The broad-based strength in the SHFE base metals complex follows a softening in the US currency overnight after dovish comments from New York Federal Reserve president John Williams on Thursday.
“Williams went out with a dovish bang in one of the last speeches from a Fed official before heading into the blackout ahead of the 31 July [Federal Open Market Committee] meeting.

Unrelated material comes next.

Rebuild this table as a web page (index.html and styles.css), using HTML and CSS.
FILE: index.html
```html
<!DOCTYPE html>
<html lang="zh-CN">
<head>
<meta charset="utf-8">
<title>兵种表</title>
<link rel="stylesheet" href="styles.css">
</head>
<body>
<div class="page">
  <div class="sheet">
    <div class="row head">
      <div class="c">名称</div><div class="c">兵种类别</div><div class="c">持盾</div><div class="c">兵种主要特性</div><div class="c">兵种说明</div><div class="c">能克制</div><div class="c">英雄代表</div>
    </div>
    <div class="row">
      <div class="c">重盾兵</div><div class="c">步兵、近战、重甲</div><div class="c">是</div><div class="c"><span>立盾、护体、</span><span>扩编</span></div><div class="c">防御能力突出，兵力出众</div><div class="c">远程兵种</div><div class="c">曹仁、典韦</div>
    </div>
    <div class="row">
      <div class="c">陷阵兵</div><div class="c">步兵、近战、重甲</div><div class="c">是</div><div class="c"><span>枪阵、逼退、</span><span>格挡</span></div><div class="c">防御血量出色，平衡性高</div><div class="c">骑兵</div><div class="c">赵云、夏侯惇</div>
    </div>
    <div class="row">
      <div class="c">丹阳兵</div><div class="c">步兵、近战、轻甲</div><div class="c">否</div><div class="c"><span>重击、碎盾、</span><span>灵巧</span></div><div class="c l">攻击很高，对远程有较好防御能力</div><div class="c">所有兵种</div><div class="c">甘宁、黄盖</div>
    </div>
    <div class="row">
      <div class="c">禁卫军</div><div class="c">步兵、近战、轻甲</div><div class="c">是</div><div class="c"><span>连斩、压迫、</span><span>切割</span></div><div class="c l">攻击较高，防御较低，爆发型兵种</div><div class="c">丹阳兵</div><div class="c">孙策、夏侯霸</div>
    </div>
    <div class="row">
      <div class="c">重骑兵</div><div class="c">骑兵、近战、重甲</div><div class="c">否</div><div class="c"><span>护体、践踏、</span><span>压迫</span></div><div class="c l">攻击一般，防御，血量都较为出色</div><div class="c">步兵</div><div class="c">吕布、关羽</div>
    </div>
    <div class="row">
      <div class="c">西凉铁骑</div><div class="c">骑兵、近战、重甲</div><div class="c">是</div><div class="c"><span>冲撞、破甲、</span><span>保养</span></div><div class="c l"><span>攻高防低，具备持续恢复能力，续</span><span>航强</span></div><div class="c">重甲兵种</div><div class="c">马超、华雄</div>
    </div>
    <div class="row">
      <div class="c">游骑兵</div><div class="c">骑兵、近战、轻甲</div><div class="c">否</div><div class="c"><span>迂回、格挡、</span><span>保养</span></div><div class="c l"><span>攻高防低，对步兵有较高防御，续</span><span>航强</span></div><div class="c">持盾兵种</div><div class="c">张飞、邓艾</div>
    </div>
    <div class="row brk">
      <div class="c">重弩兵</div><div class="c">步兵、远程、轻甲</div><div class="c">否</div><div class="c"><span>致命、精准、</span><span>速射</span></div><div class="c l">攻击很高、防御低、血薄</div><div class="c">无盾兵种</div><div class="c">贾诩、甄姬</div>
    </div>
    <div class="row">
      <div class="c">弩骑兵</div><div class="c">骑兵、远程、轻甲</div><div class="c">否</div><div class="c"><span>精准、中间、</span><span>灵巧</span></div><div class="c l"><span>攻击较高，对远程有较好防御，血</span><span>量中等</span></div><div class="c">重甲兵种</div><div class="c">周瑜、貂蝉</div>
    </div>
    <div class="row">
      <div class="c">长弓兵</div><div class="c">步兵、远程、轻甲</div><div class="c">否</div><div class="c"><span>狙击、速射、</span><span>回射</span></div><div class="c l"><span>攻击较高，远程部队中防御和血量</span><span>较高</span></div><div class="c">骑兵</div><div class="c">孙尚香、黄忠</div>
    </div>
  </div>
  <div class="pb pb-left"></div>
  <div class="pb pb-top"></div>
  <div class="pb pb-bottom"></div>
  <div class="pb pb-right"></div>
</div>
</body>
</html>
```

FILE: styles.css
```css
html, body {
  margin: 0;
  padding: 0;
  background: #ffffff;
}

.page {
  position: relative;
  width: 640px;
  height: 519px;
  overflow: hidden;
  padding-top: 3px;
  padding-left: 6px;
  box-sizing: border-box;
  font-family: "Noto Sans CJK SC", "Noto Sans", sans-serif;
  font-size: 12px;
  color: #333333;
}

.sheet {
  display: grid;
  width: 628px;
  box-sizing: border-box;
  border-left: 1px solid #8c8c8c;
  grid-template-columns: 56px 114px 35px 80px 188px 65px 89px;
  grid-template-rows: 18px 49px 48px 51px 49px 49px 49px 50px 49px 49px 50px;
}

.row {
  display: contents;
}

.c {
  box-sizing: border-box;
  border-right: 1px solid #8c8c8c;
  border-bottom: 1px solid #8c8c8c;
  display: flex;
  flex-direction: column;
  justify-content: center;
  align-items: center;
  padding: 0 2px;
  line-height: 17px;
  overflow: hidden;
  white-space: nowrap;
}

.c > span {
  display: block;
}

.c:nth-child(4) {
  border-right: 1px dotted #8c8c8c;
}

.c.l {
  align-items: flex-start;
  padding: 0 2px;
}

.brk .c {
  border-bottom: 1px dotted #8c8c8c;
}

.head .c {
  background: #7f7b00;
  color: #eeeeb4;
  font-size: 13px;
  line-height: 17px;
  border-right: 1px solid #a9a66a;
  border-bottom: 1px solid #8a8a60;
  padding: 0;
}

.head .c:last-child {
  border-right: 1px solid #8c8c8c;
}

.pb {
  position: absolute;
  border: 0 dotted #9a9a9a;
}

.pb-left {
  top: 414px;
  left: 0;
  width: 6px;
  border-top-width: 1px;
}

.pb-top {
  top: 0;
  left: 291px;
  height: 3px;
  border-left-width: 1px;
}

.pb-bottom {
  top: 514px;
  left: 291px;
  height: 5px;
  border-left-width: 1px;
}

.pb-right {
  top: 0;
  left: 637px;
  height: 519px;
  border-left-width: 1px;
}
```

Williams raised concerns about low inflation expectations and said that the Fed should act quickly and aggressively when the need for stimulus arises,” Daniel Been, analyst at ANZ Research, said in a morning note.
Williams spoke as the policymaking Federal Open Market Committee is expected to cut its benchmark interest rate during the July 30-31 meeting.

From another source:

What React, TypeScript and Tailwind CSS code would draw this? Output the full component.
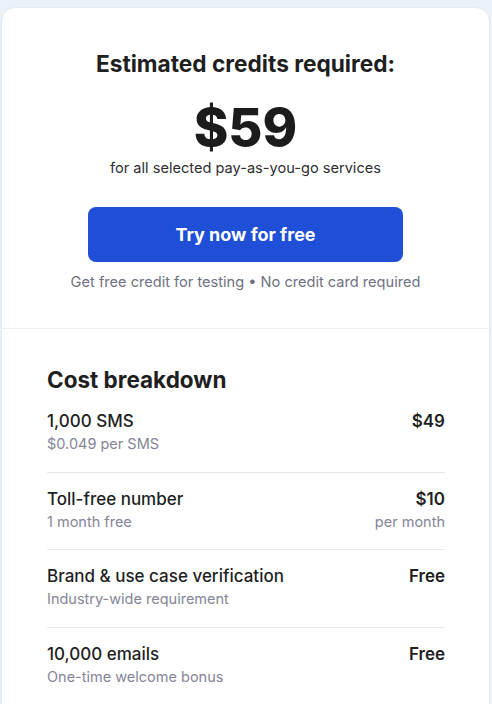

“Market pricing for a 50-basis-point cut at the upcoming meeting increased, as some saw Williams’ comments as opening back up the possibility of a 50-basis-point cut,” Been added.
As a result, the dollar index, which gauges the strength of the US dollar against a basket of foreign currencies, fell below the psychological level of 97 to 96.84 as of 9.29am Shanghai time on Friday. This is down from 97.13 at a similar time on Thursday.
In copper, prices received additional support from signs of a tightening concentrate market, which resulted in the red metal outperforming its peers on the SHFE this morning.
The most-traded September copper contract on the SHFE rose to 47,580 yuan ($6,915) per tonne as at 9.29am Shanghai time, up by 800 yuan per tonne, from Thursday’s closing price of 46,780 yuan per tonne.
“Spot treatment and refining charges (TC/RCs) for copper concentrates continued to hover around low levels on July 12, pointing to very tight concentrate supply conditions. This should constrain refined output growth in the second half of the year, exerting upward pressure on prices,” Boris Mikanikrezai, Fastmarkets research analyst, said.
The International Copper Study Group (ICSG) forecasts the global refined copper market to record a deficit of 189,000 tonnes for 2019, while the International Wrought Copper Council (IWCC) projects a deficit of 312,000 tonnes this year. Fastmarkets’ analysts expect a deficit of 217,000 tonnes for 2019.